The issue isn’t whether someone can have an internally coherent set of beliefs which enables her to “explain” to herself why — in the face of massive disagreement — hers are the correct views and everyone else is out of step. That’s only too easy (though also that way madness lies).

The issue at stake is surely this. I don’t already believe I am one of the elect, because I don’t yet know what to believe. Perhaps I’m seeking God, but at this point I’m unsure about the path. But here I am having certain experiences which seem to intimate some kind of divine presence, seem to have religious content or whatever. Initially, let’s suppose, I’m rather inclined to accept the experiences as veridical. But in a calmer moment I start reflecting. I want to know how trustworthy these experiences are. Am I just suffering some kind of illusion?
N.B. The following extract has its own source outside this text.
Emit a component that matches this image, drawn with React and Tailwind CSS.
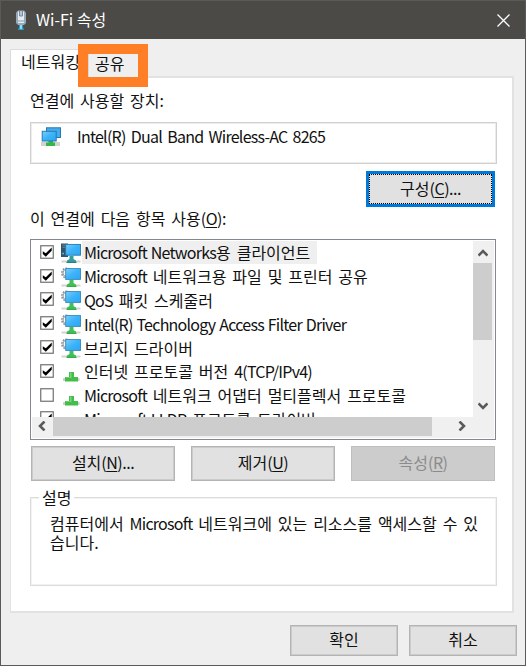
const CheckBox = ({ checked }) => (
  <svg className="mb-[2px] block h-[14px] w-[14px] shrink-0" viewBox="0 0 14 14">
    <rect x="0.75" y="0.75" width="12.5" height="12.5" fill="#fff" stroke="#707070" strokeWidth="1.2" />
    {checked && <path d="M2.8 6.2v2.8l3 2.7 5.9-6V2.6L5.8 8.3z" fill="#000" />}
  </svg>
);

const Stand = ({ blue }) => (
  <g>
    <path d="M0.5 17.500h19v2h-19z" fill="#d2d2d2" />
    <path d="M8.500 13h4v3l2.500 1.500V20h-9v-2.500L8.500 16z" fill={blue ? '#35a09a' : '#42bf58'} />
    <path d="M5.5 18.7h10V20h-10z" fill={blue ? '#287f93' : '#33b045'} />
  </g>
);

const Gradient = ({ id }) => (
  <defs>
    <linearGradient id={id} x1="0" y1="0" x2="1" y2="1">
      <stop offset="0" stopColor="#7ccdfb" />
      <stop offset="0.5" stopColor="#3bb3fa" />
      <stop offset="1" stopColor="#30a4f0" />
    </linearGradient>
  </defs>
);

const ClientIcon = () => (
  <svg className="block h-5 w-5" viewBox="0 0 20 20">
    <Gradient id="client" />
    <path d="M0 0.5h7V14H0z" fill="#34546b" />
    <path d="M1.3 2.2h3M1.3 4.3h3" stroke="#7796a8" strokeWidth="0.8" />
    <path d="M1.3 10.5h1.6" stroke="#55d4ea" strokeWidth="1.3" />
    <Stand blue />
    <rect x="4.7" y="1.4" width="14.8" height="10.8" fill="url(#client)" stroke="#2379ad" strokeWidth="0.9" />
  </svg>
);

const ServiceIcon = ({ id }) => (
  <svg className="block h-5 w-5" viewBox="0 0 20 20">
    <Gradient id={id} />
    <circle cx="5.6" cy="6" r="4.8" fill="#e6e8ea" stroke="#8d9499" strokeWidth="1.6" strokeDasharray="1.7 1.3" />
    <circle cx="5.6" cy="6" r="3.6" fill="#f7f7f7" stroke="#9aa1a6" strokeWidth="1" />
    <Stand />
    <rect x="4.7" y="1.600" width="14.8" height="10.800" fill={`url(#${id})`} stroke="#318abd" strokeWidth="0.9" />
  </svg>
);

const ProtocolIcon = () => (
  <svg className="block h-5 w-5" viewBox="0 0 20 20">
    <path d="M2 16h16.500v3H2z" fill="#d0d0d0" />
    <path d="M8 10h5v5h4v4.500H4V15h4z" fill="#45bd4b" />
    <path d="M9 10.500h1.500V16H5v-.8h4z" fill="#79d47b" />
  </svg>
);

const AdapterIcon = () => (
  <svg className="-mt-px block h-5 w-5" viewBox="0 0 20 20">
    <Gradient id="adapter" />
    <path d="M0 15h19v4H0z" fill="#d2d2d2" />
    <path d="M7.500 12h4.500v3.500h2V19H5v-3.500h2.500z" fill="#37b548" />
    <rect x="5.500" y="0.800" width="14" height="9.700" fill="#43acf0" stroke="#267bad" />
    <rect x="1.200" y="4.300" width="14" height="9.700" fill="url(#adapter)" stroke="#267bad" />
  </svg>
);

const PlugIcon = () => (
  <svg className="block h-[21px] w-3" viewBox="0 0 12 21">
    <path d="M1 2.500 3 0.500h6l2 2V13l-2 2H3l-2-2z" fill="#97a9b9" />
    <path d="M3 1.500h6V13H3z" fill="#e4ebf1" />
    <path d="M4.500 1v5h3V1" fill="#b8c5cf" stroke="#667888" strokeWidth="0.8" />
    <path d="M3 11h6" stroke="#8598aa" />
    <path d="M4 15h4v2l1 3H3l1-3z" fill="#2b9fc5" />
    <path d="M5 15h2v4H5z" fill="#8cdcf0" />
  </svg>
);

const Arrow = ({ d, className }) => (
  <svg className={className} viewBox="0 0 10 10" fill="none" stroke="#5a5a5a" strokeWidth="2.6">
    <path d={d} />
  </svg>
);

// Latin runs are set tighter than the Hangul around them.
const Text = ({ children }) =>
  children.split(/([!-~]+(?: [!-~]+)*)/).map((run, i) =>
    i % 2 ? (
      <span key={i} className="tracking-[-0.75px] [word-spacing:1px]">{run}</span>
    ) : (
      run
    ),
  );

const items = [
  { icon: <ClientIcon />, text: 'Microsoft Networks용 클라이언트', checked: true, selected: true },
  { icon: <ServiceIcon id="s1" />, text: 'Microsoft 네트워크용 파일 및 프린터 공유', checked: true },
  { icon: <ServiceIcon id="s2" />, text: 'QoS 패킷 스케줄러', checked: true },
  { icon: <ServiceIcon id="s3" />, text: 'Intel(R) Technology Access Filter Driver', checked: true },
  { icon: <ServiceIcon id="s4" />, text: '브리지 드라이버', checked: true },
  { icon: <ProtocolIcon />, text: '인터넷 프로토콜 버전 4(TCP/IPv4)', checked: true },
  { icon: <ProtocolIcon />, text: 'Microsoft 네트워크 어댑터 멀티플렉서 프로토콜', checked: false },
  { icon: <ProtocolIcon />, text: 'Microsoft LLDP 프로토콜 드라이버', checked: true },
];

const Key = ({ letter, tail = '' }) => (
  <span className="tracking-[-0.5px]">
    (<span className="underline decoration-1 underline-offset-2">{letter}</span>){tail}
  </span>
);

const Button = ({ className, children }) => (
  <button className={`flex items-center justify-center border border-[#b4b4b4] bg-[#e1e1e1] pb-[3px] shadow-[inset_0_0_0_1px_#cbcbcb] ${className}`}>{children}</button>
);

export default function App() {
  return (
    <div className="flex h-[666px] w-[526px] flex-col overflow-hidden border border-[#5a5a5a] bg-[#efefef] font-['Noto_Sans_CJK_KR',sans-serif] text-base leading-5 whitespace-nowrap text-[#111] [word-spacing:2.3px]">
      <header className="flex h-[38px] shrink-0 items-center bg-[#4b4a47] pl-[14px] text-white">
        <PlugIcon />
        <h1 className="ml-[9px] flex-1 pb-0.5 [word-spacing:0px]">Wi-Fi 속성</h1>
        <svg className="mr-[15px] h-[13px] w-[13px]" viewBox="0 0 13 13" stroke="#fff" strokeWidth="1.300">
          <path d="m.5.500 12 12M12.500.500l-12 12" />
        </svg>
      </header>

      <nav className="relative z-10 ml-[9px] mt-[10px] flex h-[28px] shrink-0">
        <div className="h-[30px] w-[69px] border-t border-l border-[#dcdcdc] bg-white pt-px pl-[10px]">네트워킹</div>
        <div className="-mt-[5px] -ml-px h-[43px] w-[70px] border-10 border-[#ff7f27] bg-[#efefef]">
          <div className="h-[23px] border-l border-[#d9d9d9] pl-[6px] leading-[18px]">공유</div>
        </div>
      </nav>

      <main className="-mt-px ml-[9px] flex h-[537px] w-[504px] shrink-0 flex-col border-2 border-l border-[#e2e2e2] bg-white pl-[19px]">
        <div className="mt-[12px] h-5 shrink-0">연결에 사용할 장치:</div>
        <div className="mt-[12px] flex h-[42px] w-[467px] shrink-0 border border-[#d0d0d0] pt-[5px] pl-[10px] shadow-[inset_0_0_0_1px_#ececec]">
          <AdapterIcon />
          <span className="-mt-[2px] ml-4 tracking-[-0.75px]">Intel(R) Dual Band Wireless-AC 8265</span>
        </div>
        <button className="mt-[7px] ml-[336px] flex h-9 w-[129px] shrink-0 border-3 border-[#0078d7] bg-[#0078d7]">
          <span className="flex h-full w-full items-center justify-center border border-dotted border-black bg-[#e1e1e1] pb-0.5">
            구성<Key letter="C" tail="..." />
          </span>
        </button>
        <div className="mt-[1px] h-5 shrink-0">이 연결에 다음 항목 사용<Key letter="O" tail=":" /></div>

        <section className="mt-[11px] flex h-[201px] w-[466px] shrink-0 flex-col border border-[#828790] p-px">
          <div className="flex h-[176px] shrink-0">
            <ul className="h-[176px] flex-1 overflow-hidden">
              {items.map((item) => (
                <li key={item.text} className="flex h-[23.800px] items-center pl-[8px]">
                  <CheckBox checked={item.checked} />
                  <span className="ml-[7px] shrink-0">{item.icon}</span>
                  <span className={`ml-px h-[23px] pt-px pr-[7px] pl-[2px] ${item.selected ? 'bg-[#efefef]' : ''}`}>
                    <Text>{item.text}</Text>
                  </span>
                </li>
              ))}
            </ul>
            <div className="flex w-[21px] shrink-0 flex-col bg-[#f0f0f0]">
              <Arrow className="mt-[7px] ml-[5px] h-[10px] w-[10px]" d="M.5 7.500 5 3l4.500 4.500" />
              <div className="mt-[5px] h-[77px] w-[19px] bg-[#cdcdcd]" />
              <Arrow className="mt-[61px] ml-[5px] h-[10px] w-[10px]" d="M.5 2.500 5 7l4.500-4.500" />
            </div>
          </div>
          <div className="flex h-[21px] bg-[#f0f0f0]">
            <Arrow className="mt-[4px] ml-[5px] h-[10px] w-[10px]" d="M7.500.500 3 5l4.500 4.500" />
            <div className="ml-[6px] h-[19px] w-[379px] bg-[#cdcdcd]" />
            <Arrow className="mt-[4px] ml-[25px] h-[10px] w-[10px]" d="M2.500.500 7 5 2.500 9.500" />
          </div>
        </section>

        <div className="mt-[6px] ml-px flex h-[35px] shrink-0 gap-4">
          <Button className="w-[144px]">설치<Key letter="N" tail="..." /></Button>
          <Button className="w-[144px]">제거<Key letter="U" /></Button>
          <button className="flex w-[144px] items-center justify-center border border-[#bfbfbf] bg-[#cccccc] pb-[3px] text-[#8b8b8b]">
            속성<Key letter="R" />
          </button>
        </div>

        <section className="mt-[16px] h-[89px] w-[467px] shrink-0 border border-[#dcdcdc] shadow-[inset_0_0_0_1px_#f2f2f2]">
          <h2 className="-mt-[11px] ml-[8px] w-[35px] bg-white pl-[3px]">설명</h2>
          <p className="mt-[7px] ml-[19px] leading-[19px]">
            <Text>컴퓨터에서 Microsoft 네트워크에 있는 리소스를 액세스할 수 있</Text>
            <br />
            습니다.
          </p>
        </section>
      </main>

      <footer className="mt-[12px] ml-[289px] flex gap-[11px]">
        <Button className="h-[31px] w-[108px]">확인</Button>
        <Button className="h-[31px] w-[108px]">취소</Button>
      </footer>
    </div>
  );
}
Satan’s stratagems are many. I try to crosscheck with others (as I might crosscheck with others about other surprising experiences). I find — at least if I look outside those subject to the same immediate cultural influences — unending disagreements about their experiences. Some give quite different religious interpretations, some seem to give interpretations freighted with aesthetic concepts, or other non-religious readings. It certainly now seems that this diversity should rationally lead me to reduce my initial higher degree confidence in how to interpret what is happening to me. Why not?

Noting that such disagreements needn’t reduce the confidence of someone else who already “knows” that she is one of the elect and “knows” that her experiences are reliable is neither here nor there. The question is how someone who doesn’t already know their religious experiences are trustworthy should change their rational degrees of belief in the light of finding that initially compelling-seeming experiences don’t readily crosscheck.

3 thoughts on “Philosophy of Religion 8: Pluralism”

  1. If there is a proper response, then we should find it in the sciences, and what do we find there, when there is diversity of explanation of natural phenomena? Surely one assumes (if one is not just a student) that the others are inferior, in some way? If very different, one won’t even think of them as scientific! If not then one might try to identify what their problem is (poor experimentation, poor assumptions, poor reasoning and so forth) but usually one would have better things to do (a problem with one’s own explanation is much more serious). (As a student, one would push on with the approach of one’s teachers; and as neither, one could rationally do almost anything, depending upon extraneous factors, e.g. which religious tradition is nicer to people like you?) And more generally, should an atheist regard religious views as authoritative? If not, then why should anyone be particularly bothered by the views of those with very different explanations, whether or not there a lot of them (and whether they all agree with each other – as totalitarians might – or not)? If they should not, then religious diversity need not be a particularly serious epistemic problem, even for a rational believer.

  2. I was initially puzzled until I realized that Mike’s comments made it clear that I’d not made myself clear enough and I’ve edited what I said a bit. Many thanks for that, then.

    “Why wouldn’t Johnstone conclude that his views are at least as reliable as anyone else’s?” Indeed, he might. But equally, he has no reason to think that his view are more reliable than those of Smith and Jones.

    So two situations: Johnstone initially has a high degree of confidence in his views. He should reduce his credence. That’s the kind of situation I had in mind (someone inclined to accept a their religious experience at face value but then finding divergence).

    Another situation: Johnstone initially has fairly low confidence in his views, and finds other disagree with him. That needn’t make him less confident, true. Likewise someone who is already pretty unconfident about the veracity of his religious experiences needn’t further reduce that degree of confidence. That’s true of course. Point taken. But that I take it is just not the sort of case that Murray and Rea were concerned with. They were asking, I assume, whether someone who is inclined to trust their religious experience — regard it is strong evidence for their beliefs — should be shaken by the discovery of diversity.

  3. Last word. I invite Mike R. and Mike M. to address these issues. I raise just one point. Suppose Jones, Smith, and Johnson observe the sinking of the Titanic. Johnson discovers that Smith and Jones have extremely divergent views on the matter. Why would Johnson conclude from this alone that his views are unreliable? Why wouldn’t he conclude instead that his views are at least as reliable as anyone else’s? There is only one case in which he should conclude that his views are unreliable: viz., if there is some convergence among the alternative views inconsistent with his own. But by hypothesis there isn’t here. What he should expect, if his position is right, is that divergent views do not converge among themselves.